● **Requirement**: Of all the lines in the material, how many contain the word "full"? State the number alone.

● **Source data**:
- - -

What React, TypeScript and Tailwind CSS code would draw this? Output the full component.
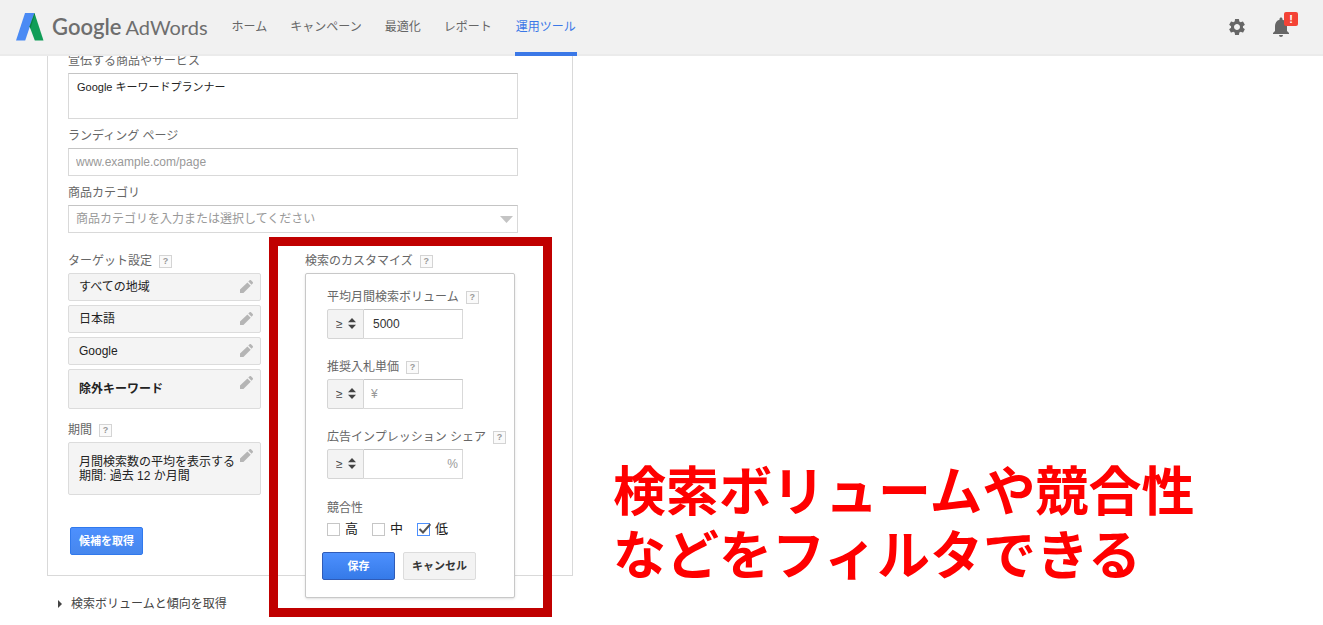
import React, { FC, ReactNode, useState } from "react";
import { MdNotifications, MdSettings } from "react-icons/md";

const NAV_ITEMS = ["ホーム", "キャンペーン", "最適化", "レポート", "運用ツール"];
const TARGETS = ["すべての地域", "日本語", "Google"];

const Logo: FC = () => (
  <a href="#" className="flex items-center gap-2 text-[#6e6e6e]">
    <svg width="28" height="28" viewBox="0 0 28 28" aria-hidden="true">
      <path d="M9 0h9.5L9.2 27.5H0z" fill="#4a8af4" />
      <path d="M18.5 0 27.5 27.5H18.8L13.6 13.5z" fill="#119d58" />
      <path d="M18.5 0 13.6 13.5l.8 2.2L18.9 1.2z" fill="#0b8043" />
    </svg>
    <span className="flex items-baseline gap-1 font-['Lato',sans-serif] leading-7">
      <span className="text-[22px] font-semibold">Google</span>
      <span className="text-xl">AdWords</span>
    </span>
  </a>
);

const Pencil: FC = () => (
  <svg
    className="mt-[6px] shrink-0"
    width="13"
    height="13"
    viewBox="0 0 13 13"
    fill="#b5b5b5"
    aria-hidden="true"
  >
    <path d="M0 13V9.6L7.4 2.4l3.3 3.3L3.4 13zM8.3 1.6 9.6.3a1 1 0 0 1 1.4 0L12.7 2a1 1 0 0 1 0 1.4l-1.2 1.4z" />
  </svg>
);

const Help: FC = () => (
  <button
    type="button"
    aria-label="ヘルプ"
    className="flex size-[13px] shrink-0 items-center justify-center border border-[#d4d4d4] bg-[#fafafa] text-[9px] leading-none font-bold text-[#999]"
  >
    ?
  </button>
);

type LabelProps = { htmlFor?: string; help?: boolean; children: ReactNode };

const Label: FC<LabelProps> = ({ htmlFor, help, children }) => (
  <div className="mb-[3px] flex items-center gap-[7px] text-xs leading-[18px] whitespace-nowrap text-[#666]">
    {htmlFor ? <label htmlFor={htmlFor}>{children}</label> : <span>{children}</span>}
    {help && <Help />}
  </div>
);

const Setting: FC<{ className?: string; children: ReactNode }> = ({ className = "h-7", children }) => (
  <button
    type="button"
    className={`flex w-full justify-between rounded-xs border border-[#dcdcdc] bg-[#f4f4f4] pr-[7px] pl-[10px] text-left text-xs text-[#222] ${className}`}
  >
    <span className="self-center leading-[14px] whitespace-nowrap">{children}</span>
    <Pencil />
  </button>
);

type FilterProps = {
  id: string;
  label: string;
  value?: string;
  placeholder?: string;
  className?: string;
};

const Filter: FC<FilterProps> = ({ id, label, value = "", placeholder, className = "" }) => {
  const [amount, setAmount] = useState(value);

  return (
    <div>
      <Label htmlFor={id} help>
        {label}
      </Label>
      <div className="flex h-[30px]">
        <div className="relative w-[37px]">
          <select
            aria-label={label}
            className="h-full w-full appearance-none rounded-l-xs border border-[#d5d5d5] bg-[#f3f3f3] pl-2 text-xs text-[#444]"
          >
            <option>≥</option>
            <option>≤</option>
          </select>
          <svg
            className="pointer-events-none absolute top-[9px] right-2"
            width="8"
            height="11"
            viewBox="0 0 8 11"
            aria-hidden="true"
          >
            <path d="M0 4.3 4 0l4 4.3zM0 6.7 4 11l4-4.3z" fill="#444" />
          </svg>
        </div>
        <input
          id={id}
          type="text"
          value={amount}
          placeholder={placeholder}
          onChange={(e) => setAmount(e.target.value)}
          className={`w-[99px] border border-l-0 border-[#d9d9d9] border-t-[#c4c4c4] bg-white text-xs text-[#333] placeholder:text-[#999] focus:outline-none ${className}`}
        />
      </div>
    </div>
  );
};

const Check: FC<{ label: string; checked?: boolean }> = ({ label, checked }) => (
  <label className="flex items-center gap-[5px]">
    <span className="relative flex">
      <input
        type="checkbox"
        defaultChecked={checked}
        className="peer size-[13px] appearance-none border border-[#c6c6c6] bg-white checked:border-[#4d90fe]"
      />
      <svg
        className="pointer-events-none absolute top-0 left-px hidden peer-checked:block"
        width="13"
        height="12"
        viewBox="0 0 13 12"
        aria-hidden="true"
      >
        <path d="M1.5 6 5 9.5 12.3 1.2" fill="none" stroke="#555" strokeWidth="2" />
      </svg>
    </span>
    {label}
  </label>
);

const Header: FC = () => (
  <header className="relative z-10 flex h-14 items-center border-b-2 border-[#ebebeb] bg-[#f1f1f1] px-4">
    <Logo />
    <nav className="ml-6 flex gap-[23px] self-stretch text-xs whitespace-nowrap text-[#666]">
      {NAV_ITEMS.map((item) => (
        <a
          key={item}
          href="#"
          className={
            item === "運用ツール"
              ? "-mb-[2px] flex items-center border-b-4 border-[#3b78e7] px-px pt-px text-[#3b78e7]"
              : "flex items-center"
          }
        >
          {item}
        </a>
      ))}
    </nav>
    <div className="ml-auto flex items-center gap-[22px] pr-[14px] text-[#666]">
      <button type="button" aria-label="設定">
        <MdSettings className="size-5" />
      </button>
      <button type="button" aria-label="通知" className="relative">
        <MdNotifications className="size-6" />
        <span className="absolute -top-[3px] -right-[5px] flex size-[14px] items-center justify-center rounded-xs bg-[#f44336] text-[11px] leading-none font-bold text-white">
          !
        </span>
      </button>
    </div>
  </header>
);

const Customize: FC = () => (
  <div className="relative -mb-12 w-[210px]">
    <Label help>検索のカスタマイズ</Label>
    <div className="rounded-xs border border-[#c8c8c8] bg-white px-4 pt-[14px] pb-[17px] shadow-sm">
      <div className="flex flex-col gap-[19px] pl-[5px]">
        <Filter id="volume" label="平均月間検索ボリューム" value="5000" className="pl-[9px]" />
        <Filter id="bid" label="推奨入札単価" placeholder="¥" className="pl-[7px]" />
        <Filter
          id="share"
          label="広告インプレッション シェア"
          placeholder="%"
          className="pr-1 text-right"
        />
        <fieldset className="pt-[2px]">
          <legend className="text-xs leading-5 text-[#666]">競合性</legend>
          <div className="flex gap-[14px] text-[13px] leading-[18px] text-[#222]">
            <Check label="高" />
            <Check label="中" />
            <Check label="低" checked />
          </div>
        </fieldset>
      </div>
      <div className="mt-[14px] flex gap-2 text-[11px] font-bold">
        <button
          type="button"
          className="h-7 w-[73px] rounded-xs border border-[#2f5bb7] bg-linear-to-b from-[#4d90fe] to-[#357ae8] text-white"
        >
          保存
        </button>
        <button
          type="button"
          className="h-7 w-[73px] rounded-xs border border-[#dcdcdc] bg-[#f3f3f3] text-[#333]"
        >
          キャンセル
        </button>
      </div>
    </div>
    <div className="pointer-events-none absolute -top-[15px] -right-[37px] -bottom-[19px] -left-9 border-9 border-[#c00000]" />
  </div>
);

const App: FC = () => {
  const [product, setProduct] = useState("Google キーワードプランナー");

  return (
    <div className="min-h-screen bg-white font-['Liberation_Sans','Noto_Sans_CJK_JP',sans-serif]">
      <Header />
      <main className="-mt-1 flex flex-wrap gap-10 pl-[47px] lg:flex-nowrap">
        <section className="w-full max-w-[526px]">
          <form className="border border-t-0 border-[#d9d9d9] pr-[54px] pb-5 pl-5">
            <Label htmlFor="product">宣伝する商品やサービス</Label>
            <textarea
              id="product"
              value={product}
              onChange={(e) => setProduct(e.target.value)}
              className="mb-2 block h-[46px] w-full resize-none border border-[#d9d9d9] border-t-[#c4c4c4] px-2 py-1 text-[11px] leading-[18px] text-[#222] focus:outline-none"
            />
            <Label htmlFor="landing">ランディング ページ</Label>
            <input
              id="landing"
              type="text"
              placeholder="www.example.com/page"
              className="mb-2 block h-7 w-full border border-[#d9d9d9] border-t-[#c4c4c4] px-[7px] text-xs placeholder:text-[#999] focus:outline-none"
            />
            <Label htmlFor="category">商品カテゴリ</Label>
            <div className="relative mb-[19px]">
              <select
                id="category"
                className="block h-7 w-full appearance-none border border-[#d9d9d9] border-t-[#c4c4c4] bg-white px-[7px] text-xs text-[#999]"
              >
                <option>商品カテゴリを入力または選択してください</option>
              </select>
              <svg
                className="pointer-events-none absolute top-[11px] right-[5px]"
                width="13"
                height="7"
                viewBox="0 0 13 7"
                aria-hidden="true"
              >
                <path d="M0 0h13L6.5 7z" fill="#c4c4c4" />
              </svg>
            </div>

            <div className="flex items-start gap-11">
              <div className="w-[193px]">
                <Label help>ターゲット設定</Label>
                <div className="flex flex-col gap-1">
                  {TARGETS.map((target) => (
                    <Setting key={target}>{target}</Setting>
                  ))}
                  <Setting className="h-10 font-bold">除外キーワード</Setting>
                </div>
                <div className="mt-3">
                  <Label help>期間</Label>
                  <Setting className="h-[53px]">
                    月間検索数の平均を表示する
                    <br />
                    期間: 過去 12 か月間
                  </Setting>
                </div>
                <button
                  type="submit"
                  className="mt-8 ml-[2px] block h-7 w-[73px] rounded-xs border border-[#3079ed] bg-linear-to-b from-[#4d90fe] to-[#4787ed] text-[11px] font-bold text-white"
                >
                  候補を取得
                </button>
              </div>
              <Customize />
            </div>
          </form>
          <button type="button" className="mt-[19px] ml-[11px] flex items-center gap-[9px] text-xs leading-[18px] text-[#444]">
            <svg width="4" height="8" viewBox="0 0 4 8" aria-hidden="true">
              <path d="M0 0 4 4 0 8z" fill="#444" />
            </svg>
            検索ボリュームと傾向を取得
          </button>
        </section>

        <p className="mb-6 self-end text-[53px] leading-[64px] font-bold text-[#f00] lg:whitespace-nowrap">
          検索ボリュームや競合性
          <br />
          などをフィルタできる
        </p>
      </main>
    </div>
  );
};

export default App;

- - -

● **Solution below**: 7